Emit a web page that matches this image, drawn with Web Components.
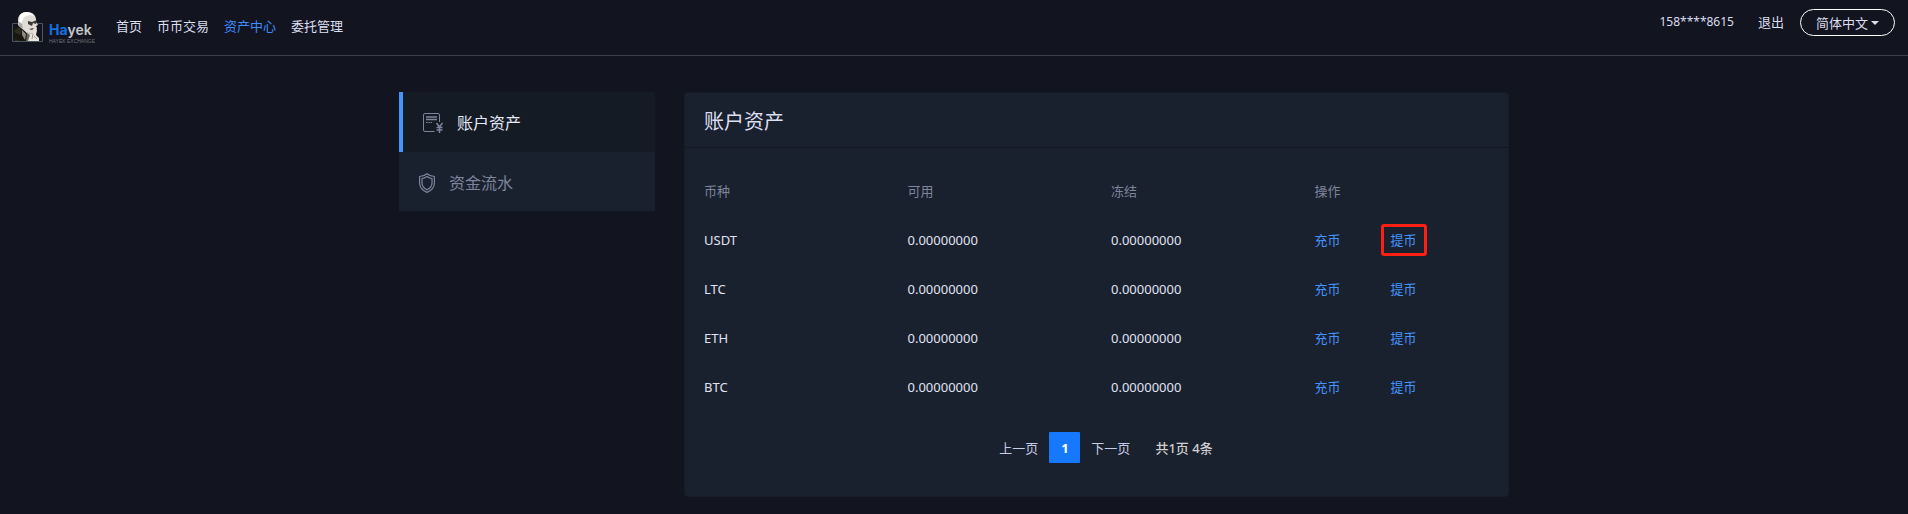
<!DOCTYPE html>
<html lang="zh-CN">
<head>
<meta charset="utf-8">
<meta name="viewport" content="width=device-width, initial-scale=1">
<title>资产中心</title>
<style>
  html { background: #121420; }
  body {
    margin: 0;
    font: 13px/20px "Noto Sans", "Noto Sans CJK SC", sans-serif;
    color: #c7cce6;
  }
</style>
</head>
<body>
<app-header>
  <nav-link href="#home">首页</nav-link>
  <nav-link href="#trade">币币交易</nav-link>
  <nav-link href="#assets" active>资产中心</nav-link>
  <nav-link href="#orders">委托管理</nav-link>
  <user-menu slot="user" phone="158****8615"></user-menu>
</app-header>
<asset-layout>
  <side-menu slot="side">
    <side-item icon="bill" href="#account" active>账户资产</side-item>
    <side-item icon="shield" href="#flow">资金流水</side-item>
  </side-menu>
  <panel-card>
    <span slot="title">账户资产</span>
    <asset-table></asset-table>
    <page-nav></page-nav>
  </panel-card>
</asset-layout>

<script>
class Base extends HTMLElement {
  connectedCallback() {
    if (!this.shadowRoot) this.attachShadow({ mode: "open" }).innerHTML = this.render();
  }
}

customElements.define("brand-logo", class extends Base {
  render() {
    return `<style>
      :host { display: block; }
      a { display: flex; align-items: flex-end; gap: 5px; width: 81px; color: #c4c6ca; text-decoration: none; }
      svg { display: block; flex: none; width: 32px; height: 32px; }
      .words { display: flex; flex-direction: column; }
      .name { font: 600 14px/16px Inter, sans-serif; }
      .name b { font-weight: 700; color: #176fe0; }
      .sub { font: 5px/6px "Liberation Sans", sans-serif; color: #70727a; white-space: nowrap; }
    </style>
    <a href="#home">
      <svg viewBox="0 0 32 32" aria-hidden="true">
        <path d="M.5 11.500h30v18H.5z" fill="none" stroke="#4a5661"/>
        <path d="M1 15l5-1 5 4 7 4 2 7H1z" fill="#17170f"/>
        <path d="M2 19l5-4 3 4-2 4-4-2zM3 27l5 2H3z" fill="#2d2c20"/>
        <path d="M6 8c0-5 4-8 9-8 6 0 10 4 9 10l2 3-2 1 1 2-1 4-5 2-5-2-5-4-3-3z" fill="#dedcd5"/>
        <path d="M8 3c3-4 11-4 14 1l-4-1-6 2-2 5-3 2z" fill="#fffef9"/>
        <path d="M6 9l4 3 1 5-4-3z" fill="#aaa99f"/>
        <path d="M16 9l4 1 5-2-1 4-3-1-1 3-4-2zM17 17l5-1-2 2z" fill="#3b3931"/>
        <path d="M12 17l4 4 4 1 3-5 2 1-1 5 3 3v3H15l1-6z" fill="#e8e6df"/>
        <path d="M15 21l3 2-2 6h-2z" fill="#69675e"/>
        <path d="M21 22l-1 5M22 24l3 3" stroke="#69675e" stroke-width=".6"/>
        <path d="M10 18l4 4-1 6-3-5z" fill="#8d8b80"/>
      </svg>
      <span class="words">
        <span class="name"><b>Ha</b>yek</span>
        <span class="sub">HAYEK EXCHANGE</span>
      </span>
    </a>`;
  }
});

customElements.define("nav-link", class extends Base {
  render() {
    return `<style>
      :host { display: block; color: #dcdff0; }
      :host([active]) { color: #3d8bff; }
      a { color: inherit; text-decoration: none; }
    </style><a href="${this.getAttribute("href")}"><slot></slot></a>`;
  }
});

customElements.define("user-menu", class extends Base {
  render() {
    return `<style>
      :host { display: flex; align-items: flex-start; gap: 24px; }
      .phone { font-size: 12px; color: #dcdff0; }
      .quit { color: #dcdff0; text-decoration: none; }
      .phone, .quit { padding-top: 3px; }
      .lang {
        display: flex; align-items: center; gap: 3px; box-sizing: border-box; height: 27px;
        margin-left: -8px; padding: 0 15px; border: 1px solid #fff; border-radius: 14px;
        background: none; font: inherit; color: #dcdff0; cursor: pointer;
      }
      .lang::after { content: ""; border: 4px solid transparent; border-top-color: currentColor; border-bottom: 0; }
    </style>
    <span class="phone">${this.getAttribute("phone")}</span>
    <a class="quit" href="#logout">退出</a>
    <button class="lang" type="button" aria-haspopup="true">简体中文</button>`;
  }
});

customElements.define("app-header", class extends Base {
  render() {
    return `<style>
      :host { display: block; border-bottom: 1px solid #3d3f4c; background: #12141f; }
      header { display: flex; align-items: flex-start; height: 55px; padding: 0 13px 0 12px; }
      brand-logo { margin-top: 12px; }
      nav { display: flex; gap: 15px; padding: 16px 0 0 23px; }
      .user { margin: 9px 0 0 auto; }
    </style>
    <header>
      <brand-logo></brand-logo>
      <nav><slot></slot></nav>
      <div class="user"><slot name="user"></slot></div>
    </header>`;
  }
});

customElements.define("asset-layout", class extends Base {
  render() {
    return `<style>
      :host { display: block; padding: 36px 15px 16px; }
      main { display: grid; grid-template-columns: 256px 1fr; gap: 29px; align-items: start; max-width: 1110px; margin: 0 auto; }
    </style>
    <main><aside><slot name="side"></slot></aside><section><slot></slot></section></main>`;
  }
});

customElements.define("side-menu", class extends Base {
  render() {
    return `<style>:host { display: block; background: #19202e; }</style><nav><slot></slot></nav>`;
  }
});

const ICONS = {
  bill: `<svg width="20" height="20" viewBox="0 0 20 20" aria-hidden="true" fill="none" stroke="currentColor">
    <path d="M11.500 18.500H2A1.500 1.500 0 0 1 .5 17V2A1.500 1.500 0 0 1 2 .5h13A1.500 1.500 0 0 1 16.500 2v7"/>
    <path d="M3 4h11M3 6.500h11" stroke-width="1.300"/><path d="M3 9.500h6" stroke-dasharray="1.500 .8"/>
    <path d="M13.500 10l3 4 3-4M16.500 13.500V20M13.500 14.500h6M13.500 17h6" stroke-width="1.500"/></svg>`,
  shield: `<svg width="16" height="20" viewBox="0 0 16 20" aria-hidden="true" fill="none" stroke="currentColor" stroke-width="1.200" stroke-linejoin="round">
    <path d="M8 .7c2 1.700 4.500 2.600 7.400 2.800v6.500c0 4.500-3 7.500-7.400 9.400C3.600 17.500.6 14.500.6 10V3.500C3.500 3.300 6 2.400 8 .7z"/>
    <path d="M8 3.500c1.500 1.100 3.200 1.800 5 2V10c0 3.300-2 5.400-5 6.800C5 15.400 3 13.300 3 10V5.500c1.800-.2 3.500-.9 5-2z"/></svg>`
};

customElements.define("side-item", class extends Base {
  render() {
    return `<style>
      :host { display: block; color: #7d869c; }
      :host([active]) { background: #151b24; border-left: 4px solid #4594fd; }
      a { display: flex; align-items: center; gap: 14px; box-sizing: border-box; height: 59px; padding: 2px 20px 0; color: inherit; font-size: 16px; text-decoration: none; }
      :host([active]) a { height: 60px; }
      :host([active]) span { color: #e6e9f8; }
    </style>
    <a href="${this.getAttribute("href")}">${ICONS[this.getAttribute("icon")]}<span><slot></slot></span></a>`;
  }
});

customElements.define("panel-card", class extends Base {
  render() {
    return `<style>
      :host { display: block; border: 1px solid #171c28; border-radius: 4px; background: #19202e; }
      h1 { margin: 0; padding: 14px 19px 10px; border-bottom: 1px solid #11161f; font-size: 20px; line-height: 30px; font-weight: 400; color: #dcdff0; }
      .body { padding: 18px 3px 33px 6px; }
    </style>
    <h1><slot name="title"></slot></h1>
    <div class="body"><slot></slot></div>`;
  }
});

customElements.define("asset-table", class extends Base {
  render() {
    const zero = "0.00000000";
    const rows = ["USDT", "LTC", "ETH", "BTC"].map((coin, i) => `<tr>
      <td>${coin}</td><td>${zero}</td><td>${zero}</td>
      <td><div class="ops"><a href="#deposit">充币</a><a href="#withdraw"${i ? "" : ' class="marked"'}>提币</a></div></td></tr>`).join("");
    return `<style>
      :host { display: block; }
      table { width: 100%; table-layout: fixed; border-collapse: collapse; }
      th, td { height: 49px; padding: 0 0 0 13px; text-align: left; font-weight: 400; color: #e0e3f2; }
      th { color: #7d869c; }
      .ops { display: flex; gap: 50px; }
      a { position: relative; color: #4594fd; text-decoration: none; }
      .marked::after { content: ""; position: absolute; inset: -6px -10px; border: 3px solid #ff1e12; border-radius: 3px; }
    </style>
    <table>
      <thead><tr><th>币种</th><th>可用</th><th>冻结</th><th>操作</th></tr></thead>
      <tbody>${rows}</tbody>
    </table>`;
  }
});

customElements.define("page-nav", class extends Base {
  render() {
    return `<style>
      :host { display: block; padding-top: 21px; }
      nav { display: flex; justify-content: center; align-items: center; gap: 11px; padding-left: 16px; }
      button { padding: 0; border: 0; background: none; font: inherit; color: #c7cce6; cursor: pointer; }
      .current { width: 31px; height: 31px; border-radius: 1px; background: #1677ff; color: #fff; font-weight: 700; }
      .total { margin-left: 14px; font-weight: 500; color: #d0d0d0; }
    </style>
    <nav>
      <button type="button">上一页</button>
      <button type="button" class="current" aria-current="page">1</button>
      <button type="button">下一页</button>
      <span class="total">共1页 4条</span>
    </nav>`;
  }
});
</script>
</body>
</html>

## EXERCISE DETAILS
Copy out every line of the listing that includes the string "this".

## ANSWER BELOW
Emit a web page that matches this image, drawn with Web Components.
    if (!this.shadowRoot) this.attachShadow({ mode: "open" }).innerHTML = this.render();
    </style><a href="${this.getAttribute("href")}"><slot></slot></a>`;
    <span class="phone">${this.getAttribute("phone")}</span>
    <a href="${this.getAttribute("href")}">${ICONS[this.getAttribute("icon")]}<span><slot></slot></span></a>`;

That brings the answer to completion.